* Exercise goal: Everything in the data should be repeated exactly, save for the images.

┌──

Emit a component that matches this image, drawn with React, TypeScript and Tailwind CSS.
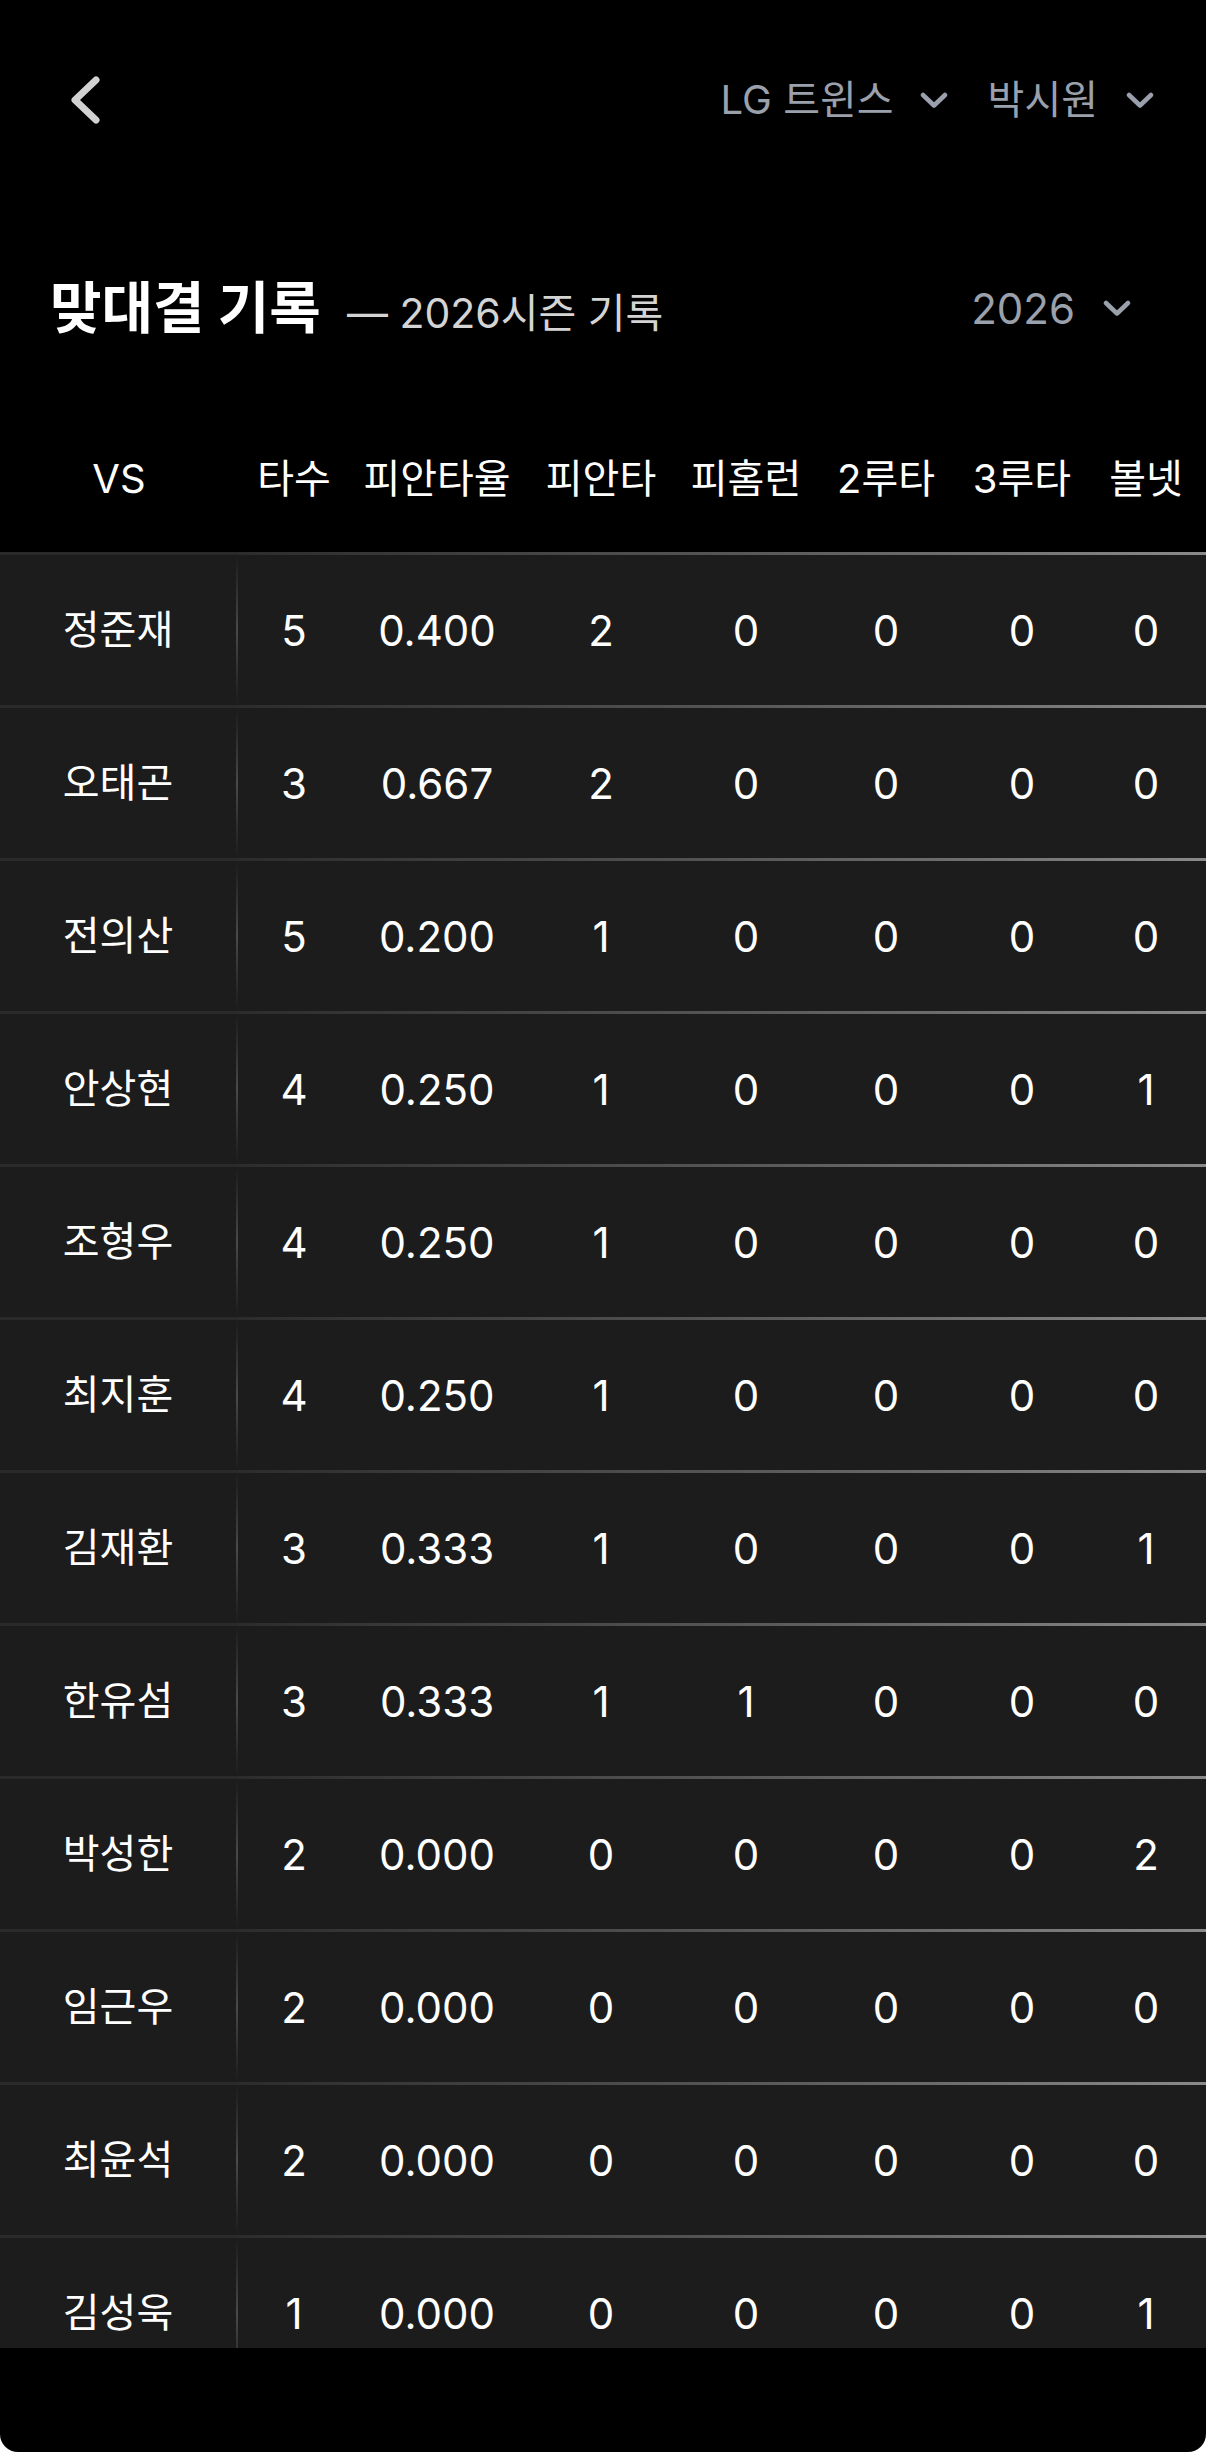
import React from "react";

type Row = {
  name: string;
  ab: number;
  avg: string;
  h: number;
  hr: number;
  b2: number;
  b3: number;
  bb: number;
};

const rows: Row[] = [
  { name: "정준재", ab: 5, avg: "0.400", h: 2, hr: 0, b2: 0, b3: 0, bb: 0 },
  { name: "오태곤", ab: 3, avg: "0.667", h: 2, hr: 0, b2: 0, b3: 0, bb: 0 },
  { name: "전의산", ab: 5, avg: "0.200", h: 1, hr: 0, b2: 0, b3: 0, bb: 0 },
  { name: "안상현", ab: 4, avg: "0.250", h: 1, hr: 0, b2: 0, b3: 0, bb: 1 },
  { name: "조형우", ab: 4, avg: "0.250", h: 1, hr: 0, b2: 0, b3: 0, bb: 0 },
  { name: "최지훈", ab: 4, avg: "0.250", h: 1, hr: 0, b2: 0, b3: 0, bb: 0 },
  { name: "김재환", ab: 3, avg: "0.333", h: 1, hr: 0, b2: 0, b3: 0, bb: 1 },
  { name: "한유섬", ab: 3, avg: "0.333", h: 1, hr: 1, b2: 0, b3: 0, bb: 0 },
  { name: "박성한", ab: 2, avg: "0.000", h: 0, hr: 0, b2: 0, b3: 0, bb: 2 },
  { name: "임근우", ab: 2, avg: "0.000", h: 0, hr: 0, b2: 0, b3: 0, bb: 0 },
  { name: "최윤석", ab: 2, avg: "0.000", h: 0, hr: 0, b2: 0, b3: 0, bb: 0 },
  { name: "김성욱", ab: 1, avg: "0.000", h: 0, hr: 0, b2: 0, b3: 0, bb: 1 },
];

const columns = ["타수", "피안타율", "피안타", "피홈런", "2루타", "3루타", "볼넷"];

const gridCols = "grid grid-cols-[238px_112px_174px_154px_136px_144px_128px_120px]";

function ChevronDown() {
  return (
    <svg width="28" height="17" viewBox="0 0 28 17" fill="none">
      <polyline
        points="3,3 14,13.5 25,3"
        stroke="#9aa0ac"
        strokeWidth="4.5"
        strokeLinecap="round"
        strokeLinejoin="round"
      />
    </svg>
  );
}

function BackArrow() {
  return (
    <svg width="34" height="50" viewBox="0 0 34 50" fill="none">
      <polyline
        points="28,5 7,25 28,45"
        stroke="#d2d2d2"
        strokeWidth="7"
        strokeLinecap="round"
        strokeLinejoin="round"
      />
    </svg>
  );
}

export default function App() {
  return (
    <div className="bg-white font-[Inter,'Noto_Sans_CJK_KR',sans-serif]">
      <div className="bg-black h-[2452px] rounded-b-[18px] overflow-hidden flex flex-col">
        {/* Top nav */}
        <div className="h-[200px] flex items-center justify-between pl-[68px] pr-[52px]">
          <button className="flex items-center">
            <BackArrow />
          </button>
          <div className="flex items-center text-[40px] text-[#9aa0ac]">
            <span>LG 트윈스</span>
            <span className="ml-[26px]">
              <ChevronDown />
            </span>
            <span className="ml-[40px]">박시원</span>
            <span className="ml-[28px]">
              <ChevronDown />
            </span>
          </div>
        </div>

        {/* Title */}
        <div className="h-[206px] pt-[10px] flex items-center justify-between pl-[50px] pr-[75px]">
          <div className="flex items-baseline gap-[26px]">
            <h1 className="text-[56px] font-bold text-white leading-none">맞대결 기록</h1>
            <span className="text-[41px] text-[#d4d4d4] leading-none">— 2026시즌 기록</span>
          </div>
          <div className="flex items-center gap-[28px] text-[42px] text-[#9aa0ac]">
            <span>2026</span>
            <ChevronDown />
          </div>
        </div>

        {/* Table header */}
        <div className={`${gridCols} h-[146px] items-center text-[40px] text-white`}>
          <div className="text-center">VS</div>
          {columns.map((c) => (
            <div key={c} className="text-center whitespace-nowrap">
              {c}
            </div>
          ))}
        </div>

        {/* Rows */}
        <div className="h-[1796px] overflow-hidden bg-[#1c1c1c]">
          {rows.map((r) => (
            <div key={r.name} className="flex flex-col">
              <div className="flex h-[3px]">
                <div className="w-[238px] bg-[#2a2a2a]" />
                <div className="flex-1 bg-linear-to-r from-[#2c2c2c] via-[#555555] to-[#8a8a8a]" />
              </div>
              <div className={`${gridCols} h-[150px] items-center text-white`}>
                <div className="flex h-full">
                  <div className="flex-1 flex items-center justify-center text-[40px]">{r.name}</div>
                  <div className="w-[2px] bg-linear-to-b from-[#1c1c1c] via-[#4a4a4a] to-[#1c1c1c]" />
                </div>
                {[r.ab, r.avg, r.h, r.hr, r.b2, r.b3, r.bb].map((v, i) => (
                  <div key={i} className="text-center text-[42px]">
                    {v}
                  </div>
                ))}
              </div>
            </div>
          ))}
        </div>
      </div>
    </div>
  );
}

└──

* The output:
Emit a component that matches this image, drawn with React, TypeScript and Tailwind CSS.
import React from "react";

type Row = {
  name: string;
  ab: number;
  avg: string;
  h: number;
  hr: number;
  b2: number;
  b3: number;
  bb: number;
};

const rows: Row[] = [
  { name: "정준재", ab: 5, avg: "0.400", h: 2, hr: 0, b2: 0, b3: 0, bb: 0 },
  { name: "오태곤", ab: 3, avg: "0.667", h: 2, hr: 0, b2: 0, b3: 0, bb: 0 },
  { name: "전의산", ab: 5, avg: "0.200", h: 1, hr: 0, b2: 0, b3: 0, bb: 0 },
  { name: "안상현", ab: 4, avg: "0.250", h: 1, hr: 0, b2: 0, b3: 0, bb: 1 },
  { name: "조형우", ab: 4, avg: "0.250", h: 1, hr: 0, b2: 0, b3: 0, bb: 0 },
  { name: "최지훈", ab: 4, avg: "0.250", h: 1, hr: 0, b2: 0, b3: 0, bb: 0 },
  { name: "김재환", ab: 3, avg: "0.333", h: 1, hr: 0, b2: 0, b3: 0, bb: 1 },
  { name: "한유섬", ab: 3, avg: "0.333", h: 1, hr: 1, b2: 0, b3: 0, bb: 0 },
  { name: "박성한", ab: 2, avg: "0.000", h: 0, hr: 0, b2: 0, b3: 0, bb: 2 },
  { name: "임근우", ab: 2, avg: "0.000", h: 0, hr: 0, b2: 0, b3: 0, bb: 0 },
  { name: "최윤석", ab: 2, avg: "0.000", h: 0, hr: 0, b2: 0, b3: 0, bb: 0 },
  { name: "김성욱", ab: 1, avg: "0.000", h: 0, hr: 0, b2: 0, b3: 0, bb: 1 },
];

const columns = ["타수", "피안타율", "피안타", "피홈런", "2루타", "3루타", "볼넷"];

const gridCols = "grid grid-cols-[238px_112px_174px_154px_136px_144px_128px_120px]";

function ChevronDown() {
  return (
    <svg width="28" height="17" viewBox="0 0 28 17" fill="none">
      <polyline
        points="3,3 14,13.5 25,3"
        stroke="#9aa0ac"
        strokeWidth="4.5"
        strokeLinecap="round"
        strokeLinejoin="round"
      />
    </svg>
  );
}

function BackArrow() {
  return (
    <svg width="34" height="50" viewBox="0 0 34 50" fill="none">
      <polyline
        points="28,5 7,25 28,45"
        stroke="#d2d2d2"
        strokeWidth="7"
        strokeLinecap="round"
        strokeLinejoin="round"
      />
    </svg>
  );
}

export default function App() {
  return (
    <div className="bg-white font-[Inter,'Noto_Sans_CJK_KR',sans-serif]">
      <div className="bg-black h-[2452px] rounded-b-[18px] overflow-hidden flex flex-col">
        {/* Top nav */}
        <div className="h-[200px] flex items-center justify-between pl-[68px] pr-[52px]">
          <button className="flex items-center">
            <BackArrow />
          </button>
          <div className="flex items-center text-[40px] text-[#9aa0ac]">
            <span>LG 트윈스</span>
            <span className="ml-[26px]">
              <ChevronDown />
            </span>
            <span className="ml-[40px]">박시원</span>
            <span className="ml-[28px]">
              <ChevronDown />
            </span>
          </div>
        </div>

        {/* Title */}
        <div className="h-[206px] pt-[10px] flex items-center justify-between pl-[50px] pr-[75px]">
          <div className="flex items-baseline gap-[26px]">
            <h1 className="text-[56px] font-bold text-white leading-none">맞대결 기록</h1>
            <span className="text-[41px] text-[#d4d4d4] leading-none">— 2026시즌 기록</span>
          </div>
          <div className="flex items-center gap-[28px] text-[42px] text-[#9aa0ac]">
            <span>2026</span>
            <ChevronDown />
          </div>
        </div>

        {/* Table header */}
        <div className={`${gridCols} h-[146px] items-center text-[40px] text-white`}>
          <div className="text-center">VS</div>
          {columns.map((c) => (
            <div key={c} className="text-center whitespace-nowrap">
              {c}
            </div>
          ))}
        </div>

        {/* Rows */}
        <div className="h-[1796px] overflow-hidden bg-[#1c1c1c]">
          {rows.map((r) => (
            <div key={r.name} className="flex flex-col">
              <div className="flex h-[3px]">
                <div className="w-[238px] bg-[#2a2a2a]" />
                <div className="flex-1 bg-linear-to-r from-[#2c2c2c] via-[#555555] to-[#8a8a8a]" />
              </div>
              <div className={`${gridCols} h-[150px] items-center text-white`}>
                <div className="flex h-full">
                  <div className="flex-1 flex items-center justify-center text-[40px]">{r.name}</div>
                  <div className="w-[2px] bg-linear-to-b from-[#1c1c1c] via-[#4a4a4a] to-[#1c1c1c]" />
                </div>
                {[r.ab, r.avg, r.h, r.hr, r.b2, r.b3, r.bb].map((v, i) => (
                  <div key={i} className="text-center text-[42px]">
                    {v}
                  </div>
                ))}
              </div>
            </div>
          ))}
        </div>
      </div>
    </div>
  );
}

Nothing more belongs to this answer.